Personally I prefer and use vanilla reagent because I work mostly solo .. I'd probably use re-frame if I was working with a team though

gadfly36103:08:29

What I don't like about re-frame (which is very little .. it's great) is that the events are dispatched async by default and support for sync is lacking in my opinion. I find myself trying to reconstruct synchronous behavior on occasion and it isn't ergonomic.

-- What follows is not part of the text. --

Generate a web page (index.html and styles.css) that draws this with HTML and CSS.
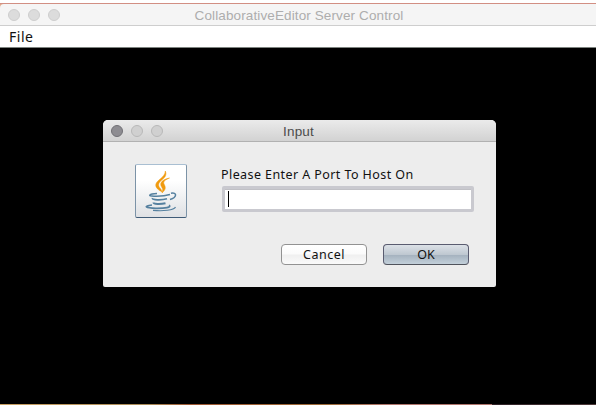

That caveat aside, re-frame is great and many people use it and it has a very active / helpful community (with shiny tooling such as 10x and re-frisk)

onetom03:08:14

it is extremely helpful to hear your experience. sounds like i should gain some experience by practicing reagent first and trying to build solutions around what it's lacking, but once it gets messy i should migrate to re-frame or curry (`keechma` somehow didn't feel attractive at first glance)

onetom03:08:18

i usually work in a team but it's good to have a low-overhead tool for solo situations

👍 4
Rachel Westmacott09:08:12

Is there a good way to make an element that grabs focus once rendered?

Rachel Westmacott09:08:00

I tried [:div {:on-load #(...)} ...] but apparently divs don’t get load events.

mikethompson09:08:39

[:input {:auto-focus true       <---------
         :type "button" 
          :value "Click me!"
          :on-click click_handler]])
@peterwestmacott ^^^

Rachel Westmacott09:08:35

(turns out the hyphen was very important)

Rachel Westmacott09:08:20

TIL: I didn’t know that the HTML attribute was originally camelCased

Rachel Westmacott10:08:36

Given how easily my last problem was solved here, is there an easy way to make an element go away (or at least detect) when nothing inside it has focus?

Rachel Westmacott10:08:23

I’ve tried an :on-blur attribute, but that seems to fire every time focus changes between sub-elements within my element.

justinlee18:08:03

@peterwestmacott i’ve used the react-click-outside package before to do something similar

benzap19:08:04

@peterwestmacott I think the typical way around that is to have an overlay to catch mouse clicks. I'm guessing you have a custom dropdown that you want to close when someone is done with it?